Local employers like Anderson are heavily reliant on foreign workers in normal times, particularly for lower paid roles, and staff cuts have left many of them stranded.
There are about 4,000 migrant workers still in the district. At the height of the lockdown in April and May, about three-quarters of the people queuing outside the Salvation Army food bank were from the migrant community, said Andrew Wilson, Director of Community Ministries for Queenstown.
“It has settled a little bit, particularly on food welfare, because people have moved out of town on repatriation or shifting to places where they can secure a lower cost of living, or some form of job,” he said.
But many better-off residents are also having to cope with change, Wilson said.
“There are people who were born here, lived here all their lives, who are in this new rhythm of life,” he said. “It’s a whole new group of people who wouldn’t think they are in financial strife but are now finding themselves in that position and having to navigate the system.”

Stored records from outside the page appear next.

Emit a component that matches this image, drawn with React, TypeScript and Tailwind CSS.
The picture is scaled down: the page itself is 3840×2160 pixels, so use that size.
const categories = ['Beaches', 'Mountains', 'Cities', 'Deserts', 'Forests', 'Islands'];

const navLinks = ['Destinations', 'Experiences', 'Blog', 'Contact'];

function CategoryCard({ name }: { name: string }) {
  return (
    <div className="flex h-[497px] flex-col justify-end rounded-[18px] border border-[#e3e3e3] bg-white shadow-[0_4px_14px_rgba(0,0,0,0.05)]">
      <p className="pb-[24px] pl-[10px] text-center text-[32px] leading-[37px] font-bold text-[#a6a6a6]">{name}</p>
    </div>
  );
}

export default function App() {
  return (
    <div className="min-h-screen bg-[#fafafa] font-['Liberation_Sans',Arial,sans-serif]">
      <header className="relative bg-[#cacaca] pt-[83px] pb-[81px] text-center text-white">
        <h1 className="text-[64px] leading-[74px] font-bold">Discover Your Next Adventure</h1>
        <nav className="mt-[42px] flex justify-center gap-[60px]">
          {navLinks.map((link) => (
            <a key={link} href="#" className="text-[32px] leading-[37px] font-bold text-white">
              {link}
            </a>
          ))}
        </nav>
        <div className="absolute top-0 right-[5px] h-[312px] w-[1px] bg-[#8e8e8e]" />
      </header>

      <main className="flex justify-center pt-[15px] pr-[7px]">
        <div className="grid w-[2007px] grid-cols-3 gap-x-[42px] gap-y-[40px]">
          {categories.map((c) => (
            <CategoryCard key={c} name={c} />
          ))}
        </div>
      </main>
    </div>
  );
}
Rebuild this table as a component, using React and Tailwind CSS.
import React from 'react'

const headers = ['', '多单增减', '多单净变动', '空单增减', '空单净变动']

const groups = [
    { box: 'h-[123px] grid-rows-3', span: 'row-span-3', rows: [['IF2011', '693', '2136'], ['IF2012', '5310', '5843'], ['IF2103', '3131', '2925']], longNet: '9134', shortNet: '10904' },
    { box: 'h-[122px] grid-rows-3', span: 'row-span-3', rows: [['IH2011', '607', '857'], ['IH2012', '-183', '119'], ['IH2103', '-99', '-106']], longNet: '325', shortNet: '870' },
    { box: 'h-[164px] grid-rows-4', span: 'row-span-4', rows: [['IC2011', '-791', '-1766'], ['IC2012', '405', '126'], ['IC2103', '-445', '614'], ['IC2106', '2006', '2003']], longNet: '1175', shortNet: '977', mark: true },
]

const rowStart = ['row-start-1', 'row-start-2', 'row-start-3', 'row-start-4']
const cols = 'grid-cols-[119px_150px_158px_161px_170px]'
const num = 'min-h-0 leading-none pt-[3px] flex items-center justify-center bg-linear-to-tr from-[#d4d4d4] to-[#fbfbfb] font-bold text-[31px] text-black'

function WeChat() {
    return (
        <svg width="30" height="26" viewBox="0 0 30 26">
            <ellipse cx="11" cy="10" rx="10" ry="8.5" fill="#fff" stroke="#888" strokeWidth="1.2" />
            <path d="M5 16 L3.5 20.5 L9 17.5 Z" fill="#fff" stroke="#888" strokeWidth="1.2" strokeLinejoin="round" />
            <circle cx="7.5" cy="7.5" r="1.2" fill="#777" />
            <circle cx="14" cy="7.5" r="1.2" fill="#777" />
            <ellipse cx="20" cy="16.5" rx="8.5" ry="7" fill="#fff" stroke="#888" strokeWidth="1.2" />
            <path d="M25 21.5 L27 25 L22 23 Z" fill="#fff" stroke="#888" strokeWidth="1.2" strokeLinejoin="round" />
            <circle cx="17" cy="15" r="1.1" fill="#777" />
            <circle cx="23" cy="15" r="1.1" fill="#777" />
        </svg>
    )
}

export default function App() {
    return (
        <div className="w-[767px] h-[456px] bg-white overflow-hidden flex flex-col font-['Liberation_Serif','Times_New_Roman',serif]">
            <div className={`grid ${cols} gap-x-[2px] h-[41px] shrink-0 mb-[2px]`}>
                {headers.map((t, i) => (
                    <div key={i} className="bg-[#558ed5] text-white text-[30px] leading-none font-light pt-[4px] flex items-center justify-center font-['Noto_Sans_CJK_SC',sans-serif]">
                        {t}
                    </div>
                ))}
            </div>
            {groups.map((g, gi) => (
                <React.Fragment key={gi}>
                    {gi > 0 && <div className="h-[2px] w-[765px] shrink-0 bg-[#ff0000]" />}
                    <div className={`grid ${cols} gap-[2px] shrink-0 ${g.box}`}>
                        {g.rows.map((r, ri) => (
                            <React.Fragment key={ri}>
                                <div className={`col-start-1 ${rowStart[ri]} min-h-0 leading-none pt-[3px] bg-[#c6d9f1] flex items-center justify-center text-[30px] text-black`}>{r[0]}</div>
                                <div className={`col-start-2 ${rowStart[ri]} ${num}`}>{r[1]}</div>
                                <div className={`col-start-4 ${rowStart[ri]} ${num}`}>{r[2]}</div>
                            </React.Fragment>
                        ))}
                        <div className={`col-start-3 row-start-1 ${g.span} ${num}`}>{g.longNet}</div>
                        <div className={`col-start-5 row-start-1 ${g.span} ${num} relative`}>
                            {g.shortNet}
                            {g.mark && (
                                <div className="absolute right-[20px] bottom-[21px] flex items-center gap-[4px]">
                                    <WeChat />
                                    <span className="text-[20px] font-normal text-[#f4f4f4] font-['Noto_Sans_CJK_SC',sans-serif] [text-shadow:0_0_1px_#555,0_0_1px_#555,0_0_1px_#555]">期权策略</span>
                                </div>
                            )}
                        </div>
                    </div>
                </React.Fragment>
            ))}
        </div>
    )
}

Meanwhile, Queenstown’s notoriously high cost of living is moderating, with more rental properties on the market as the town has emptied out and former vacation rental businesses have become available to permanent tenants.
“Rents have been lowered to something we can afford,” said Nick Webster, a young Australian worker who arrived in the town in early 2019. “It’s almost ironic that it’s easier to live here than beforehand, and that has taken stress off people.”
Average property values fell for a fourth month in August and are down 7.4% from a peak in May, according to CoreLogic data. Still, at an average asking price of NZ$1.1 million, the market is expensive for many buyers.
“We haven’t seen a whole lot of distressed sales,” said Bas Smith, co-owner of realtor Ray White Queenstown. “There’s a real maturity in the volume of high-quality buyers coming through and it’s putting pressure on the top end of the market.”
Smith said some owners may be accepting a slightly lower price than before the pandemic, but there is still a strong level of inquiry — particularly from Australian investors and wealthy New Zealanders who have been living overseas but are now looking to move home.
New Zealand’s Treasury expects the country’s border to stay closed throughout 2021, although the government says it wants to open it sooner if it’s safe to do so. But with no definitive timeline, the outlook is uncertain.
Mayor Boult is confident his town will get through the near-term impacts, and sees potential for alternative sources of revenue, such as film production or education. But establishing those will take time.
“We are well down track of thinking of ways to diversify income, but you don’t do that overnight. Looking at models around the world, it can take 10 years to turn the ship only a few degrees.”
In the meantime, he is preparing for a new reality with fewer people traveling long distances.
“There was a lot of talk of over-tourism, but now how keen are people going to be to get on long-haul aircraft?” he said. “If we see fewer folk flying, will we reach the nirvana of more higher-value tourists but less of them?”